Ippolito Buzzi (or Buzio) (1562–1634) was an Italian sculptor from Viggiù, near Varese, in northernmost Lombardy, a member of a long-established dynasty of painters, sculptors and architects from the town, who passed his mature career in Rome. His personality as a sculptor is somewhat overshadowed by the two kinds of work he is known for: restorations to ancient Roman sculptures, some of them highly improvisatory by modern standards, and sculpture contributed to architectural projects and funeral monuments, where he was one among a team of craftsmen working under the general direction of an architect, like Giacomo della Porta - in projects for Pope Clement VIII, or Flaminio Ponzio - in projects for Pope Paul V - who would provide the designs from which the work was executed, always in consultation with the patron.
Buzzi also turned his hand to garden sculpture of a high order, such as caryatids for the Teatro delle Acque in the Villa Aldobrandini, Frascati, works that were in the process of completion from 1603, with water features designed by Orazio Olivieri and Giovanni Guglielmi.
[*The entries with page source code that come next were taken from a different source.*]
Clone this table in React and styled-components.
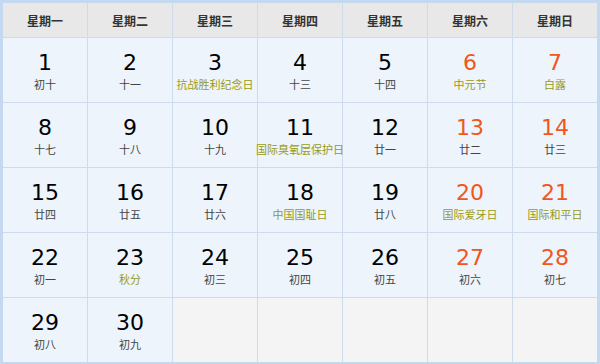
import React from 'react'
import styled, { createGlobalStyle } from 'styled-components'

const GlobalStyle = createGlobalStyle`
  html, body {
    margin: 0;
    padding: 0;
    background: #fff;
  }
`

const WEEK = ['星期一', '星期二', '星期三', '星期四', '星期五', '星期六', '星期日']

const DAYS = [
  { n: 1, t: '初十' },
  { n: 2, t: '十一' },
  { n: 3, t: '抗战胜利纪念日', fest: true },
  { n: 4, t: '十三' },
  { n: 5, t: '十四' },
  { n: 6, t: '中元节', fest: true },
  { n: 7, t: '白露', fest: true },
  { n: 8, t: '十七' },
  { n: 9, t: '十八' },
  { n: 10, t: '十九' },
  { n: 11, t: '国际臭氧层保护日', fest: true },
  { n: 12, t: '廿一' },
  { n: 13, t: '廿二' },
  { n: 14, t: '廿三' },
  { n: 15, t: '廿四' },
  { n: 16, t: '廿五' },
  { n: 17, t: '廿六' },
  { n: 18, t: '中国国耻日', fest: true },
  { n: 19, t: '廿八' },
  { n: 20, t: '国际爱牙日', fest: true },
  { n: 21, t: '国际和平日', fest: true },
  { n: 22, t: '初一' },
  { n: 23, t: '秋分', fest: true },
  { n: 24, t: '初三' },
  { n: 25, t: '初四' },
  { n: 26, t: '初五' },
  { n: 27, t: '初六' },
  { n: 28, t: '初七' },
  { n: 29, t: '初八' },
  { n: 30, t: '初九' },
]

const Table = styled.div`
  width: 594px;
  height: 359px;
  border-style: solid;
  border-color: #c4d8f0;
  border-width: 3px 3px 2px 3px;
  display: grid;
  grid-template-columns: repeat(7, 84px);
  grid-template-rows: 34px repeat(5, 64px);
  gap: 1px;
  background: #cddbec;
  font-family: 'Noto Sans CJK SC', sans-serif;
`

const Head = styled.div`
  background: #e8e8e8;
  display: flex;
  align-items: center;
  justify-content: center;
  font-size: 12px;
  font-weight: bold;
  color: #333;
`

const Cell = styled.div`
  background: ${(p) => (p.$empty ? '#f4f4f4' : '#edf4fb')};
  display: flex;
  flex-direction: column;
  align-items: center;
  padding-top: 12px;
`

const Num = styled.div`
  font-family: 'DejaVu Sans', sans-serif;
  font-size: 22px;
  line-height: 26px;
  color: ${(p) => (p.$weekend ? '#f0561d' : '#000')};
`

const Sub = styled.div`
  font-size: 11px;
  line-height: 16px;
  white-space: nowrap;
  color: ${(p) => (p.$fest ? '#9a9a14' : '#444')};
`

export default function App() {
  const cells = [...DAYS, null, null, null, null, null]
  return (
    <>
      <GlobalStyle />
      <Table>
        {WEEK.map((w) => (
          <Head key={w}>{w}</Head>
        ))}
        {cells.map((d, i) =>
          d ? (
            <Cell key={i}>
              <Num $weekend={i % 7 >= 5}>{d.n}</Num>
              <Sub $fest={d.fest}>{d.t}</Sub>
            </Cell>
          ) : (
            <Cell key={i} $empty />
          )
        )}
      </Table>
    </>
  )
}
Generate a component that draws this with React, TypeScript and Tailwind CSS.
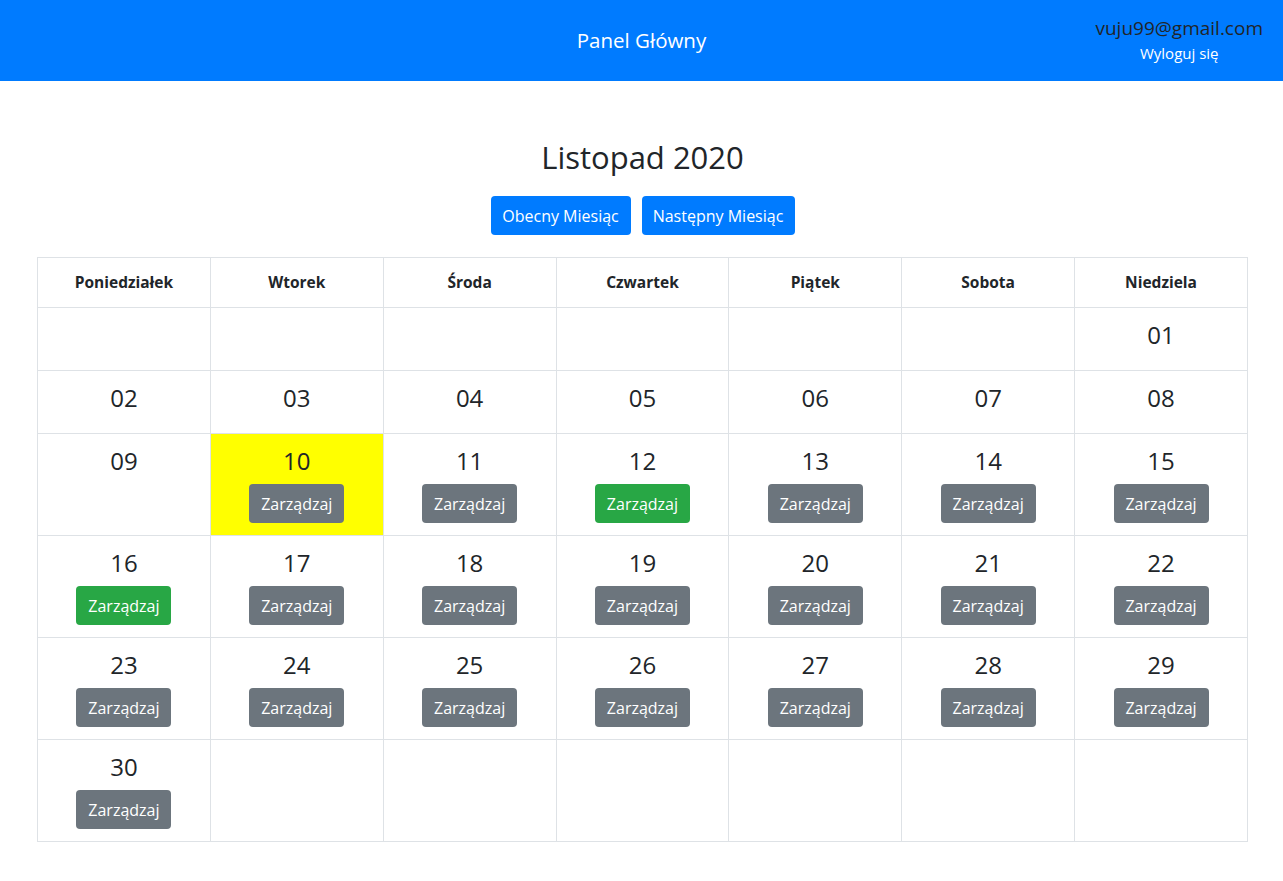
import React from 'react';

type Day = { n: number; color?: 'gray' | 'green'; today?: boolean };

const headers = ['Poniedziałek', 'Wtorek', 'Środa', 'Czwartek', 'Piątek', 'Sobota', 'Niedziela'];

// Listopad 2020 zaczyna się w niedzielę
const cells: (Day | null)[] = [
  null, null, null, null, null, null, { n: 1 },
  { n: 2 }, { n: 3 }, { n: 4 }, { n: 5 }, { n: 6 }, { n: 7 }, { n: 8 },
  { n: 9 }, { n: 10, color: 'gray', today: true }, { n: 11, color: 'gray' }, { n: 12, color: 'green' },
  { n: 13, color: 'gray' }, { n: 14, color: 'gray' }, { n: 15, color: 'gray' },
  { n: 16, color: 'green' }, { n: 17, color: 'gray' }, { n: 18, color: 'gray' }, { n: 19, color: 'gray' },
  { n: 20, color: 'gray' }, { n: 21, color: 'gray' }, { n: 22, color: 'gray' },
  { n: 23, color: 'gray' }, { n: 24, color: 'gray' }, { n: 25, color: 'gray' }, { n: 26, color: 'gray' },
  { n: 27, color: 'gray' }, { n: 28, color: 'gray' }, { n: 29, color: 'gray' },
  { n: 30, color: 'gray' }, null, null, null, null, null, null,
];

function rows() {
  const out: (Day | null)[][] = [];
  for (let i = 0; i < cells.length; i += 7) out.push(cells.slice(i, i + 7));
  return out;
}

function DayCell({ day }: { day: Day | null }) {
  if (!day) return <td className="border border-[#dee2e6] p-3 align-top" />;
  return (
    <td className={`border border-[#dee2e6] p-3 align-top text-center ${day.today ? 'bg-[#ffff00]' : ''}`}>
      <div className="text-[24px] leading-[30px] mb-2">{String(day.n).padStart(2, '0')}</div>
      {day.color && (
        <button
          className={`h-[39px] w-[95px] rounded text-[16px] text-white ${day.color === 'green' ? 'bg-[#28a745]' : 'bg-[#6c757d]'}`}
        >
          Zarządzaj
        </button>
      )}
    </td>
  );
}

export default function App() {
  return (
    <div className="min-h-screen bg-white text-[#212529]" style={{ fontFamily: '"Open Sans", "Noto Sans", sans-serif' }}>
      <header className="h-[81px] bg-[#007bff] grid grid-cols-[1fr_auto_1fr]">
        <div />
        <div className="flex items-center text-white text-[20.5px]">Panel Główny</div>
        <div className="flex justify-end pt-[14px]">
          <div className="flex flex-col items-center mr-[20px]">
            <span className="text-[19px] leading-[28px] text-[#212529]">vuju99@gmail.com</span>
            <span className="text-[15px] leading-[22px] text-white">Wyloguj się</span>
          </div>
        </div>
      </header>

      <main className="pl-[37px] pr-[35px]">
        <h2 className="text-center text-[31px] leading-[38px] mt-[57px] mb-[20px]">Listopad 2020</h2>
        <div className="flex justify-center gap-[11px] mb-[22px]">
          <button className="h-[39px] w-[140px] rounded bg-[#007bff] text-white text-[16px]">Obecny Miesiąc</button>
          <button className="h-[39px] w-[153px] rounded bg-[#007bff] text-white text-[16px]">Następny Miesiąc</button>
        </div>

        <table className="w-full table-fixed border-collapse">
          <thead>
            <tr>
              {headers.map((h) => (
                <th key={h} className="border border-[#dee2e6] h-[50px] text-[15.5px] font-bold text-center">
                  {h}
                </th>
              ))}
            </tr>
          </thead>
          <tbody>
            {rows().map((r, i) => (
              <tr key={i}>
                {r.map((d, j) => (
                  <DayCell key={j} day={d} />
                ))}
              </tr>
            ))}
          </tbody>
        </table>
      </main>
    </div>
  );
}
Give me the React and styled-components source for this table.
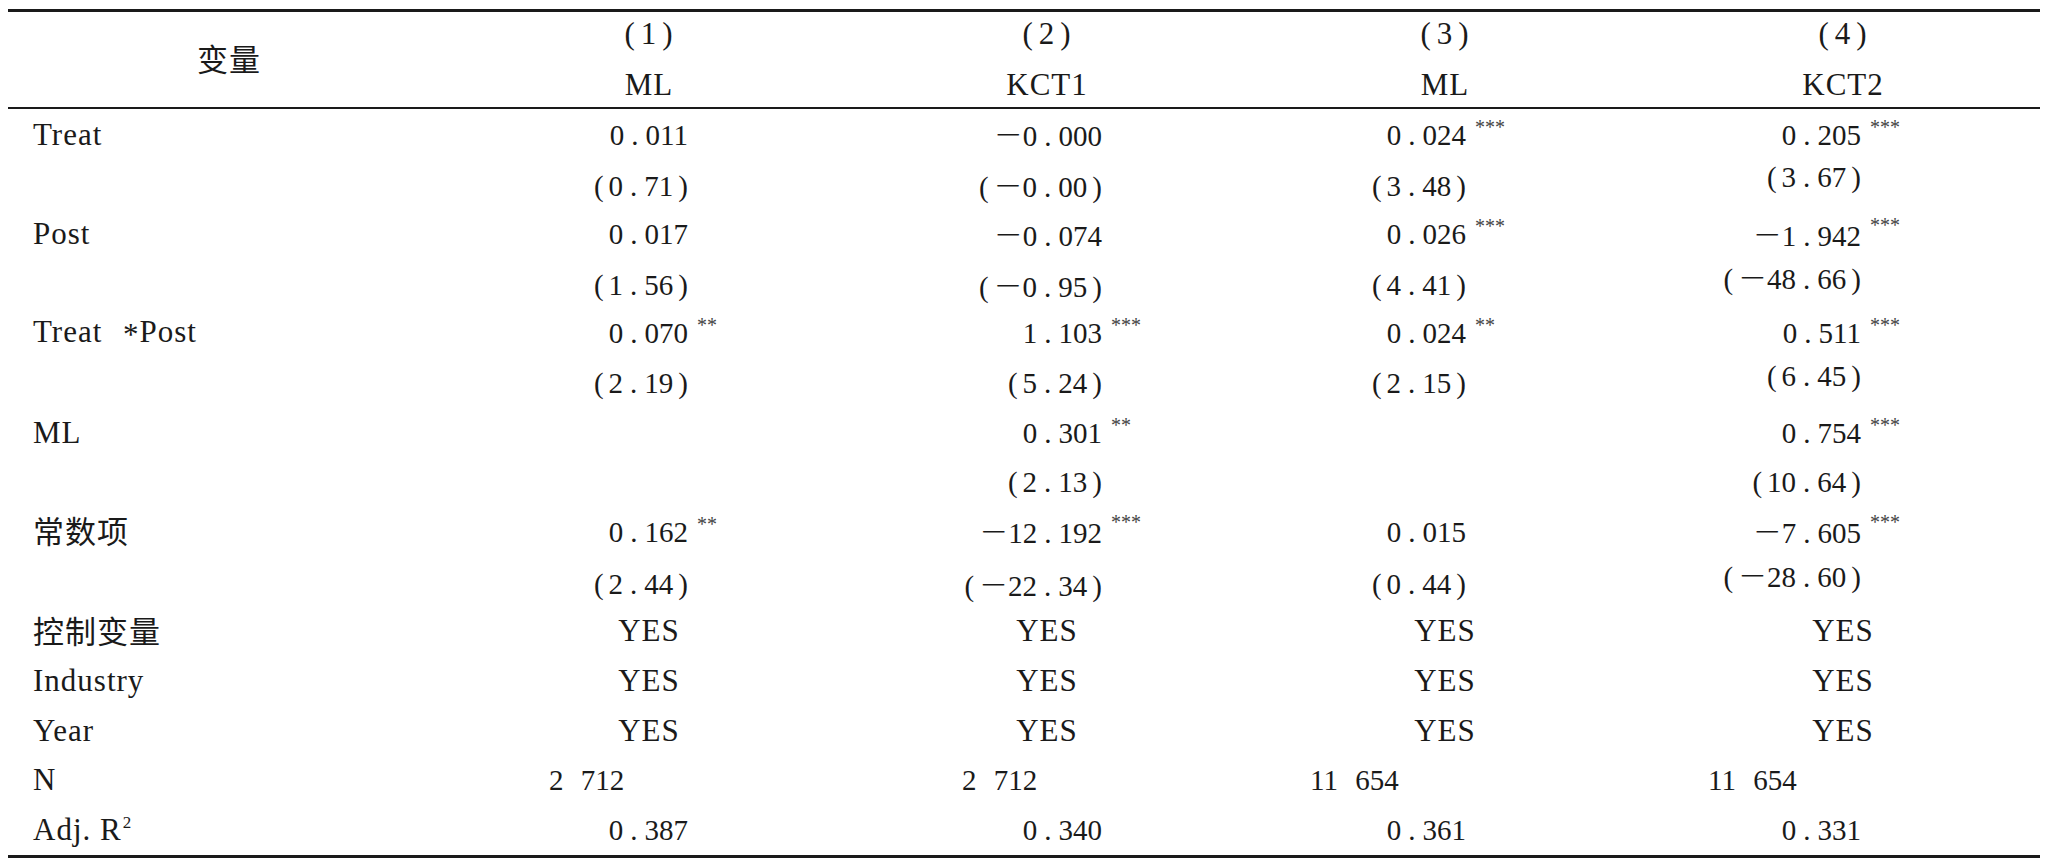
import React from "react";
import styled, { createGlobalStyle } from "styled-components";

const GlobalStyle = createGlobalStyle`
  body {
    margin: 8px;
    background: #ffffff;
    font-family: "Liberation Serif", "Times New Roman", serif;
  }
`;

// label column + four model columns
const COLS = "442px repeat(4, 398px)";

// where the numbers sit inside each model column (scanned table, not quite regular)
const colSpec = [
  { pad: 160, nLeft: 99 },
  { pad: 144, nLeft: 114 },
  { pad: 178, nLeft: 64 },
  { pad: 181, nLeft: 64 },
];

const Table = styled.div`
  width: 2034px;
  margin-top: 1px;
  border-top: 3px solid #1a1a1a;
  border-bottom: 3px solid #1a1a1a;
  font-family: "Liberation Serif", "Times New Roman", serif;
  color: #1a1a1a;
`;

const Cjk = styled.span`
  font-family: "Noto Sans CJK SC", sans-serif;
`;

const Head = styled.div`
  display: grid;
  grid-template-columns: ${COLS};
  height: 95px;
  border-bottom: 2px solid #1a1a1a;
`;

const HeadLabel = styled.div`
  display: flex;
  align-items: center;
  justify-content: center;
  padding-bottom: 4px;
  font-size: 31px;
  letter-spacing: 1px;
`;

const HeadCell = styled.div`
  display: grid;
  grid-template-rows: 44px 1fr;
  justify-items: center;
  align-items: center;
  font-size: 31px;
  letter-spacing: 1px;
  line-height: 34px;
`;

const HeadName = styled.div`
  align-self: start;
  padding-top: 12px;
`;

const Body = styled.div`
  padding-top: 1px;
`;

const Row = styled.div`
  display: grid;
  grid-template-columns: ${COLS};
  height: 49.65px;
  align-items: center;
`;

const Label = styled.div`
  padding-left: 25px;
  font-size: 31px;
  letter-spacing: 1px;
  line-height: 34px;
  white-space: nowrap;
`;

const Times = styled.span`
  margin-left: 12px;
  vertical-align: -3px;
`;

const Sup = styled.sup`
  font-size: 17px;
  vertical-align: 12px;
  line-height: 0;
  margin-left: 1px;
`;

const NumCell = styled.div`
  display: grid;
  grid-template-columns: 1fr ${(p) => p.$pad}px;
  font-size: 29px;
  line-height: 34px;
  white-space: nowrap;
  margin-bottom: ${(p) => (p.$lift || 0) * 2}px;
`;

const Num = styled.span`
  justify-self: end;
`;

const Minus = styled.span`
  font-family: "Noto Sans CJK SC", sans-serif;
  font-weight: 300;
`;

const Stars = styled.span`
  align-self: start;
  margin-top: -1px;
  padding-left: 9px;
  font-size: 20px;
  line-height: 20px;
  color: #444444;
`;

const YesCell = styled.div`
  text-align: center;
  font-size: 31px;
  letter-spacing: 1px;
  line-height: 34px;
`;

const CountCell = styled.div`
  padding-left: ${(p) => p.$left}px;
  font-size: 29px;
  line-height: 34px;
  word-spacing: 10px;
  white-space: nowrap;
`;

const Dot = styled.span`
  margin: 0 7px;
`;

const Paren = styled.span`
  margin: ${(p) => (p.$open ? "0 5px 0 0" : "0 0 0 5px")};
`;

const fmt = (s) =>
  [...s].map((ch, i) => {
    if (ch === ".") return <Dot key={i}>.</Dot>;
    if (ch === "(") return <Paren key={i} $open>(</Paren>;
    if (ch === ")") return <Paren key={i}>)</Paren>;
    if (ch === "－") return <Minus key={i}>－</Minus>;
    return <React.Fragment key={i}>{ch}</React.Fragment>;
  });

const headers = [
  ["(1)", "ML"],
  ["(2)", "KCT1"],
  ["(3)", "ML"],
  ["(4)", "KCT2"],
];

const rows = [
  { label: "Treat", kind: "num", cells: ["0.011", "－0.000", "0.024***", "0.205***"] },
  { label: "", kind: "num", cells: ["(0.71)", "(－0.00)", "(3.48)", "(3.67)"], lift: [0, 0, 0, 9] },
  { label: "Post", kind: "num", cells: ["0.017", "－0.074", "0.026***", "－1.942***"] },
  { label: "", kind: "num", cells: ["(1.56)", "(－0.95)", "(4.41)", "(－48.66)"], lift: [0, 0, 0, 8] },
  { label: "Treat *Post", kind: "num", cells: ["0.070**", "1.103***", "0.024**", "0.511***"] },
  { label: "", kind: "num", cells: ["(2.19)", "(5.24)", "(2.15)", "(6.45)"], lift: [0, 0, 0, 7] },
  { label: "ML", kind: "num", cells: ["", "0.301**", "", "0.754***"] },
  { label: "", kind: "num", cells: ["", "(2.13)", "", "(10.64)"] },
  { label: "常数项", cjk: true, kind: "num", cells: ["0.162**", "－12.192***", "0.015", "－7.605***"] },
  { label: "", kind: "num", cells: ["(2.44)", "(－22.34)", "(0.44)", "(－28.60)"], lift: [0, 0, 0, 9] },
  { label: "控制变量", cjk: true, kind: "yes", cells: ["YES", "YES", "YES", "YES"] },
  { label: "Industry", kind: "yes", cells: ["YES", "YES", "YES", "YES"] },
  { label: "Year", kind: "yes", cells: ["YES", "YES", "YES", "YES"] },
  { label: "N", kind: "count", cells: ["2 712", "2 712", "11 654", "11 654"] },
  { label: "Adj. R", sup: "2", kind: "num", cells: ["0.387", "0.340", "0.361", "0.331"] },
];

const renderLabel = (row) => {
  if (row.cjk) return <Cjk>{row.label}</Cjk>;
  if (row.label.includes("*")) {
    const [a, b] = row.label.split("*");
    return (
      <>
        {a}
        <Times>*</Times>
        {b}
      </>
    );
  }
  return row.label;
};

const renderCell = (row, value, i) => {
  const spec = colSpec[i];
  if (row.kind === "yes") return <YesCell key={i}>{value}</YesCell>;
  if (row.kind === "count")
    return (
      <CountCell key={i} $left={spec.nLeft}>
        {value}
      </CountCell>
    );
  const [, num, stars] = value.match(/^([^*]*)(\**)$/);
  return (
    <NumCell key={i} $pad={spec.pad} $lift={row.lift ? row.lift[i] : 0}>
      <Num>{fmt(num)}</Num>
      {stars && <Stars>{stars}</Stars>}
    </NumCell>
  );
};

export default function App() {
  return (
    <>
      <GlobalStyle />
      <Table>
        <Head>
          <HeadLabel>
            <Cjk>变量</Cjk>
          </HeadLabel>
          {headers.map(([no, name]) => (
            <HeadCell key={no}>
              <div>{fmt(no)}</div>
              <HeadName>{name}</HeadName>
            </HeadCell>
          ))}
        </Head>
        <Body>
          {rows.map((row, r) => (
            <Row key={r}>
              <Label>
                {renderLabel(row)}
                {row.sup && <Sup>{row.sup}</Sup>}
              </Label>
              {row.cells.map((v, i) => renderCell(row, v, i))}
            </Row>
          ))}
        </Body>
      </Table>
    </>
  );
}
Eva-Bettina Krems suggests that Pietro Aldobrandini's secretary, Monsignor Giovanni Battista Agucchi, is a likely candidate for the connection that introduced Buzzi to Cardinal Ludovico Ludovisi.
From about 1620 Buzzi was virtually the house restorer for Cardinal Ludovisi, who possessed in his villa on the Quirinale one of the finest collections of Roman sculptures in Rome, and commissioned repairs from Gian Lorenzo Bernini—whose minor restorations to the Ludovisi Ares are discreet—and Alessandro Algardi, who supported himself with restoration work, as well as Buzzi. Some of Buzzi's restorations are minor interventions to satisfy the taste of the day, as with the Ludovisi Dying Gaul; while others are more creative and incur the uneasy dissatisfaction of 21st-century writers on antiquities, especially when unrelated fragments were assembled, to create essentially new compositions, such as Buzzi's Amore and Psyche in the Ludovisi collection. A Hermaphroditus belonging to Ludovisi was restored by Buzzi, 1621–23; it was later purchased by Ferdinando II de' Medici and is in the Uffizi. Buzzi restored the marble group in the Prado now identified equally as Castor and Pollux or as Orestes and Pylades providing the headless torso with an ancient bust of Antinous, the emperor Hadrian's favorite.